(Items from a data source)
———

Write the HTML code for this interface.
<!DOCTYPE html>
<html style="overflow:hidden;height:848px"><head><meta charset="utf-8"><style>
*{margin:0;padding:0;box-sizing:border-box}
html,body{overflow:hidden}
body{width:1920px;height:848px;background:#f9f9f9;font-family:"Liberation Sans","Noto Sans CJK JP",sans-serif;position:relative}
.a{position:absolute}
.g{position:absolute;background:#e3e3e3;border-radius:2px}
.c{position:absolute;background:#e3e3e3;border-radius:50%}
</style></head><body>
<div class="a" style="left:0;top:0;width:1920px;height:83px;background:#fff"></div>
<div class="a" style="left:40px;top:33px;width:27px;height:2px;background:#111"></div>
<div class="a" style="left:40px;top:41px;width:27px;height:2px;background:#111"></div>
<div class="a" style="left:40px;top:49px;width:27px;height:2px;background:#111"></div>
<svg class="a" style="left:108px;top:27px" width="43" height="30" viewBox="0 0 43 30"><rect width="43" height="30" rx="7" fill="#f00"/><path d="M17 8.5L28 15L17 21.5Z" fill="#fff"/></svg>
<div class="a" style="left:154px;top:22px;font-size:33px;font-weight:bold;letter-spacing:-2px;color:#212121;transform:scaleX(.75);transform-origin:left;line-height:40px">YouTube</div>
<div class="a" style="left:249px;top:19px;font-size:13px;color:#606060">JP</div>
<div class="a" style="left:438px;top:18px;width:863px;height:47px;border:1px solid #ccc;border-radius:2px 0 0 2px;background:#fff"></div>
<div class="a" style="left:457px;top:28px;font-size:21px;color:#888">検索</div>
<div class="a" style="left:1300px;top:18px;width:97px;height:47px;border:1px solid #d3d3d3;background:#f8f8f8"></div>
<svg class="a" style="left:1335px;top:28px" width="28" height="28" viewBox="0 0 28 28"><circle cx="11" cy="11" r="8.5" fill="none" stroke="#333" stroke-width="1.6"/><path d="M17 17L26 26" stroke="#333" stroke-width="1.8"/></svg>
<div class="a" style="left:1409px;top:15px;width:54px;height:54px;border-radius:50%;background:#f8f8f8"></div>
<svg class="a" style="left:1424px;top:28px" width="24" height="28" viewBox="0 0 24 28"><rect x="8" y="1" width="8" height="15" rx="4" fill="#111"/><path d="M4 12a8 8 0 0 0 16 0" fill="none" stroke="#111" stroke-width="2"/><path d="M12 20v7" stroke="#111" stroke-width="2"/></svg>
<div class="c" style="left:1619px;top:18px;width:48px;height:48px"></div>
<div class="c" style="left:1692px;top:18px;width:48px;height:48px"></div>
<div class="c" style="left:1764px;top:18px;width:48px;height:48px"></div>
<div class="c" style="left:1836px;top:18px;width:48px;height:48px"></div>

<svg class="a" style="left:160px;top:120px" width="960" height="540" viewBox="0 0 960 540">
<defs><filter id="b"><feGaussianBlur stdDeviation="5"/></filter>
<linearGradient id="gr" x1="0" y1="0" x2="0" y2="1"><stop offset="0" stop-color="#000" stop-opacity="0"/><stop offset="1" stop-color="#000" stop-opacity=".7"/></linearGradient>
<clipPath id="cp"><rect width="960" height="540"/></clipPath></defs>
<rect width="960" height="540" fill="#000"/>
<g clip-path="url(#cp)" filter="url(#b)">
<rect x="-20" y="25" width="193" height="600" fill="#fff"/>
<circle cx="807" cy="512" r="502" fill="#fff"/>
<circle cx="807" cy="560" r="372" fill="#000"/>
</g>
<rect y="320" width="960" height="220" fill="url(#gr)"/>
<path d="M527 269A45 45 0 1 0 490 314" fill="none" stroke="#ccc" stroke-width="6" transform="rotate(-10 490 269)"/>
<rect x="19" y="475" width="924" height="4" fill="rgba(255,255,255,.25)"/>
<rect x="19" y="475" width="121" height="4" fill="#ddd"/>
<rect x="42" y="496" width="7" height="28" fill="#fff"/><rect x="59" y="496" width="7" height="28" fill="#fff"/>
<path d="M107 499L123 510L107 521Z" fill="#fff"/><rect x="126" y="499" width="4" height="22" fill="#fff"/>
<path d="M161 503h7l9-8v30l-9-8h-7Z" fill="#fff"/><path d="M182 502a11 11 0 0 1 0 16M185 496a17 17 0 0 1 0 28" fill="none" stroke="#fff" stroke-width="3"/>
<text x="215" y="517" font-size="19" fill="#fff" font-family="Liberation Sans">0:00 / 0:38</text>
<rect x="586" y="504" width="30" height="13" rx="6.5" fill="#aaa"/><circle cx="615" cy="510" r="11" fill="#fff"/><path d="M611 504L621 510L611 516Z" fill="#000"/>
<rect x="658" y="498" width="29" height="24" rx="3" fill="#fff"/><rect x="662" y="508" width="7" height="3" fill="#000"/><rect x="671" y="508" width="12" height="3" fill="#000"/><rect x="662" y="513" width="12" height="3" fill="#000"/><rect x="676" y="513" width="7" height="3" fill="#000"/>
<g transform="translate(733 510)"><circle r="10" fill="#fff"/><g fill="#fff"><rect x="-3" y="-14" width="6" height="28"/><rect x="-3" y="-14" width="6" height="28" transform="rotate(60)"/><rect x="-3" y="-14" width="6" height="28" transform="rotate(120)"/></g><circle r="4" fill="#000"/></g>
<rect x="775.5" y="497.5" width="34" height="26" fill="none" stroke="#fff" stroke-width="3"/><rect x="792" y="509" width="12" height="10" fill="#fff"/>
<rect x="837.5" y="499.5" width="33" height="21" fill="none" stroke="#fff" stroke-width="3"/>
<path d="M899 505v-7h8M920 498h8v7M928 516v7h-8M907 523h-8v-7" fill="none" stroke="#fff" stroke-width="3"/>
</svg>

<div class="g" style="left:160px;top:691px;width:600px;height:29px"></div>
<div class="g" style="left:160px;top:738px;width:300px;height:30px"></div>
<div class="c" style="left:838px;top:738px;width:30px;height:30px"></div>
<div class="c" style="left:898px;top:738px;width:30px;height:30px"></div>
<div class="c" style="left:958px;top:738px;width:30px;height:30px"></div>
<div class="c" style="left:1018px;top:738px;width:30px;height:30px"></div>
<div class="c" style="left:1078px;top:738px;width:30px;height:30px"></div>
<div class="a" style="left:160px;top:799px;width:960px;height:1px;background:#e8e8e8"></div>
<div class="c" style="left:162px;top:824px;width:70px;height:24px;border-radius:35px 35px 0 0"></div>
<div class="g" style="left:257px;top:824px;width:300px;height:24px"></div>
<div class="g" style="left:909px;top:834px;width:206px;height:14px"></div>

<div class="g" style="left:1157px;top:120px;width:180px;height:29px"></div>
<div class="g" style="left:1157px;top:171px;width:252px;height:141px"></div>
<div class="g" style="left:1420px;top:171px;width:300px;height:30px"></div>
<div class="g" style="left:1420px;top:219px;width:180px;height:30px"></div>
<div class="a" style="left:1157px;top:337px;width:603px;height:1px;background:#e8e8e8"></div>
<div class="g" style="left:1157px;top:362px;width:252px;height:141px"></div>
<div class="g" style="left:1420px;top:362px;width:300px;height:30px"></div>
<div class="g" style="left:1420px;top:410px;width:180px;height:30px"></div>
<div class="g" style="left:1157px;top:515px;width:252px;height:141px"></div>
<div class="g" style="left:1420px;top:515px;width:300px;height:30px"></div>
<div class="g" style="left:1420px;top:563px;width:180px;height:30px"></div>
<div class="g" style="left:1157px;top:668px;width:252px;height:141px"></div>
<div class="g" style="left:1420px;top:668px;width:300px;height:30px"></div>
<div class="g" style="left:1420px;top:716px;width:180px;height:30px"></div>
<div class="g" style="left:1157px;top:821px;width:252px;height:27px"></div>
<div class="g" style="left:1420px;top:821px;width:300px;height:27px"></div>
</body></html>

———

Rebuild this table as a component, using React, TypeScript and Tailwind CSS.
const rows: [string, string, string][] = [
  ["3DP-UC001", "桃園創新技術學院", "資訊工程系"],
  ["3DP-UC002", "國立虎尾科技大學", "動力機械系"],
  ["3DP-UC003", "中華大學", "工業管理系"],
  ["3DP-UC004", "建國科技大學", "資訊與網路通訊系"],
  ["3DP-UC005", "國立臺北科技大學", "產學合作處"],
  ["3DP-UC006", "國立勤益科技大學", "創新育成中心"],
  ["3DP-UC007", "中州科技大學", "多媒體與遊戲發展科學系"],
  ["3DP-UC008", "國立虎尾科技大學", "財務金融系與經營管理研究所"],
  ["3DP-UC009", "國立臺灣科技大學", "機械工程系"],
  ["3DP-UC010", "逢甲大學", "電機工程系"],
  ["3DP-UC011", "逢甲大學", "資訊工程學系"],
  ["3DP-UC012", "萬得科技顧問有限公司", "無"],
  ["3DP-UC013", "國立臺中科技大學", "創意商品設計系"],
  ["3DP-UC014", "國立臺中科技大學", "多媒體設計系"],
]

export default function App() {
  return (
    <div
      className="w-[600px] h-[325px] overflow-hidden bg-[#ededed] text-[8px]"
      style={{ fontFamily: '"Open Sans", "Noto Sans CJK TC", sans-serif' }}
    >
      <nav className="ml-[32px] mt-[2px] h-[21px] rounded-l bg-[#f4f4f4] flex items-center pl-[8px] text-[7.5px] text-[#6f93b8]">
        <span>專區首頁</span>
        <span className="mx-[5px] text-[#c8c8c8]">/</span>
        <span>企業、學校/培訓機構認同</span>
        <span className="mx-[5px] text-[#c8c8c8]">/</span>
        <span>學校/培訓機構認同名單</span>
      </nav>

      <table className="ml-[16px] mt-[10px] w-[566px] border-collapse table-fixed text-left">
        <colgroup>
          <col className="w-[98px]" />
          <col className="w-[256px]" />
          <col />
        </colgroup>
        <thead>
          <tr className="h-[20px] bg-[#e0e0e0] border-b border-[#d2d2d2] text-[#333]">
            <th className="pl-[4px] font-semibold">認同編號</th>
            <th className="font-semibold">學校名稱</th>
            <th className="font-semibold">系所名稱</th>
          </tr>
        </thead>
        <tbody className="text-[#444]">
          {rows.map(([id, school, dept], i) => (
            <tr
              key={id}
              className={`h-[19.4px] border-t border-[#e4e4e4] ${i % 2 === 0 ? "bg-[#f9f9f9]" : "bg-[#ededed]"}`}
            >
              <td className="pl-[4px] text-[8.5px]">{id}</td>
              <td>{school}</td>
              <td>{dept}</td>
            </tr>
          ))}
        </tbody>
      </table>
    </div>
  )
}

———

• GIVEN PROBLEM: Which lines of the material contain the string "table"? List each of them.

• ANSWER TO THE EXERCISE:
Rebuild this table as a component, using React, TypeScript and Tailwind CSS.
      <table className="ml-[16px] mt-[10px] w-[566px] border-collapse table-fixed text-left">
      </table>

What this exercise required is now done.